Zanes has always had an enthusiastic, DIY approach to making music. At age 20 he started a garage-style rock band, the Del Fuegos, which had a great run in the 1980s. After his daughter was born, Zanes started playing songs on the banjo for families in the playground. His first album of family music was Rocket Ship Beach in 2000, which he put together in his home over three weeks, using the talents of neighborhood kids, family babysitters and a local string band. “We were bringing in friends from the neighborhood. Sheryl Crow lived around the corner. Suzanne Vega came in to do a tune. It was just real homemade community fun.”
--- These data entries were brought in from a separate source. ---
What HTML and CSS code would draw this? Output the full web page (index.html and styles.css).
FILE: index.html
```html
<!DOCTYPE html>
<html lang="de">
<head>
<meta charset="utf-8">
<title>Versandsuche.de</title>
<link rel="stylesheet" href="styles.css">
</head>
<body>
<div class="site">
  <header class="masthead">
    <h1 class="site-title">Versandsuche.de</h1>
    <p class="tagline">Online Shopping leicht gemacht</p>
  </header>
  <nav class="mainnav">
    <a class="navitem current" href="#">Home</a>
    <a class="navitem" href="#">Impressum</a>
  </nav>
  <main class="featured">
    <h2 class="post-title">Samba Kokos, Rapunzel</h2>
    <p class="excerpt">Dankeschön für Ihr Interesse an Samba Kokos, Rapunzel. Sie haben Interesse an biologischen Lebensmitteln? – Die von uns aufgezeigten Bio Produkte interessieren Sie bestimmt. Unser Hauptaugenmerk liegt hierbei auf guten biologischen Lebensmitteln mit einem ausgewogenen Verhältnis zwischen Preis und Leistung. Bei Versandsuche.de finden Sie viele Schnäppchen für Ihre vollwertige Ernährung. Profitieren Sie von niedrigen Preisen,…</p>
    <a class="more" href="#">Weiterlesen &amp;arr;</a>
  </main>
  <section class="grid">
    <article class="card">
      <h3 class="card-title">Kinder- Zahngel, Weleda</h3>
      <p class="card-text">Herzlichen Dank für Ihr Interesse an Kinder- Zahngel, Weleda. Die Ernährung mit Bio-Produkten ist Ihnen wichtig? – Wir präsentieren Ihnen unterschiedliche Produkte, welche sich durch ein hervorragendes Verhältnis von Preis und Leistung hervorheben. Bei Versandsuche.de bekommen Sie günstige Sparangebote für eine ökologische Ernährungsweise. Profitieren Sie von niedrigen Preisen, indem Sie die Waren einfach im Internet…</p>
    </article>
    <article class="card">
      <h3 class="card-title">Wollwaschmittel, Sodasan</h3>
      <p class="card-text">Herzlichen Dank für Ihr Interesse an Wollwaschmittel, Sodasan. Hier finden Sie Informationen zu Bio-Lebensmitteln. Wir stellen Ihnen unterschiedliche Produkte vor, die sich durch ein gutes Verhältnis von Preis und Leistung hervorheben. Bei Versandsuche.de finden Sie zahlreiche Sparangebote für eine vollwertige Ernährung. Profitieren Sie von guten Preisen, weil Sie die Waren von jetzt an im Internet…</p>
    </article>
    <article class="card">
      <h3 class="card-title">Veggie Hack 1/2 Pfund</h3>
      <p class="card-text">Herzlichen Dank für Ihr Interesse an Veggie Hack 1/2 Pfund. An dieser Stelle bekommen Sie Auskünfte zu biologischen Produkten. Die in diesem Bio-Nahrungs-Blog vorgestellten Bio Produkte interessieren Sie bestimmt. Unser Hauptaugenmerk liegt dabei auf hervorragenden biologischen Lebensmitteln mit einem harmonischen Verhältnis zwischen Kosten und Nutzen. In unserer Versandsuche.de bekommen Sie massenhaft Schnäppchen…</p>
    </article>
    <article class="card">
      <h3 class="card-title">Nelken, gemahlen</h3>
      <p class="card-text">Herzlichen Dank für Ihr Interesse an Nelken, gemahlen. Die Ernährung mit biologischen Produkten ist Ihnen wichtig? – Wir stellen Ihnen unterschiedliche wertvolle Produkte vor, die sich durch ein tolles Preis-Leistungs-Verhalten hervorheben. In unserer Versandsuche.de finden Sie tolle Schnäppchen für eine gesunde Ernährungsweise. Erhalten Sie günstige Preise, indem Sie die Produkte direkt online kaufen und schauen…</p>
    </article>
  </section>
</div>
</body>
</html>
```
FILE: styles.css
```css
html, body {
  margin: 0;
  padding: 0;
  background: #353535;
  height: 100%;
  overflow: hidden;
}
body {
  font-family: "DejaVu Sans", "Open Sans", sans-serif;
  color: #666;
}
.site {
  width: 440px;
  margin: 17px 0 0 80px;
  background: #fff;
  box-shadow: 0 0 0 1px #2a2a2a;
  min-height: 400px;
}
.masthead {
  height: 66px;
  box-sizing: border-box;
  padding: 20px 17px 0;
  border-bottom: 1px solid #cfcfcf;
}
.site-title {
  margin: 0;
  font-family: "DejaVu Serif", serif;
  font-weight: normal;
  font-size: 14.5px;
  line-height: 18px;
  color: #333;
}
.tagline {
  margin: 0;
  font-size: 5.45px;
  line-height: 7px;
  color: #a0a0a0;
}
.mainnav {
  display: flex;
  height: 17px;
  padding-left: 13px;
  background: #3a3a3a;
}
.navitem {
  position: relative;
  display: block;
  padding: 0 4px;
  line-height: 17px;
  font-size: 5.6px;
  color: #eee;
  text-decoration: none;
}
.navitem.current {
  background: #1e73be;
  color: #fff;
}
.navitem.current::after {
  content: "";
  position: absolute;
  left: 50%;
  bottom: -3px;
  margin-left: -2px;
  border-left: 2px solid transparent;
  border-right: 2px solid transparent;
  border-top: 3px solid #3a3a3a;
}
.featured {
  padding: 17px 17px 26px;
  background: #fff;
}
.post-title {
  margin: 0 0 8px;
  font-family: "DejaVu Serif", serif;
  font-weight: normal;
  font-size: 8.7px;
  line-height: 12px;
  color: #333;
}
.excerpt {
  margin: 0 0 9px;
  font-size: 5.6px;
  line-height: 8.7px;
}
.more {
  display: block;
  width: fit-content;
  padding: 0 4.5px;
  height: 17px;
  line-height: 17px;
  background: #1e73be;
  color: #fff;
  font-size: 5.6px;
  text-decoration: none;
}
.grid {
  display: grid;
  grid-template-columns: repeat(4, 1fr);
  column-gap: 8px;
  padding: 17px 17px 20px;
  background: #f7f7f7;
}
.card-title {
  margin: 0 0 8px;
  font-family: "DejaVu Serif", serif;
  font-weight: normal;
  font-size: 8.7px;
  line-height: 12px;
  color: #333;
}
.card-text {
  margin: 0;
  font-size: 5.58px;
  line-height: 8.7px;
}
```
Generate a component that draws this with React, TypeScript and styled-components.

Since the success of Rocket Ship Beach, Zanes has made 13 more albums of family music, all showcasing his ethos of spontaneity and open-armed collaboration with a very diverse range of artists. His 2006 album Catch That Train, which won a Grammy for best family music, featured the Kronos Quartet, Natalie Merchant, Nick Cave and the Blind Boys of Alabama, each putting a unique spin on a traditional song. While putting together Nueva York!, his 2015 album of cumbia, son, baquata and merengue rhythms, he discovered he had “accidentally” learned Spanish. Over the years, he has cheerfully taught himself to play tuba, mandolin, ukulele, piano, bass, harmonica, jaw harp and spoons as well as guitar and banjo. Most recently, he helped create a “sensory-friendly,” sing-along opera about space travel, Night Train 57, a commission from the Kennedy Center to welcome and engage children with autism and sensory sensitivities.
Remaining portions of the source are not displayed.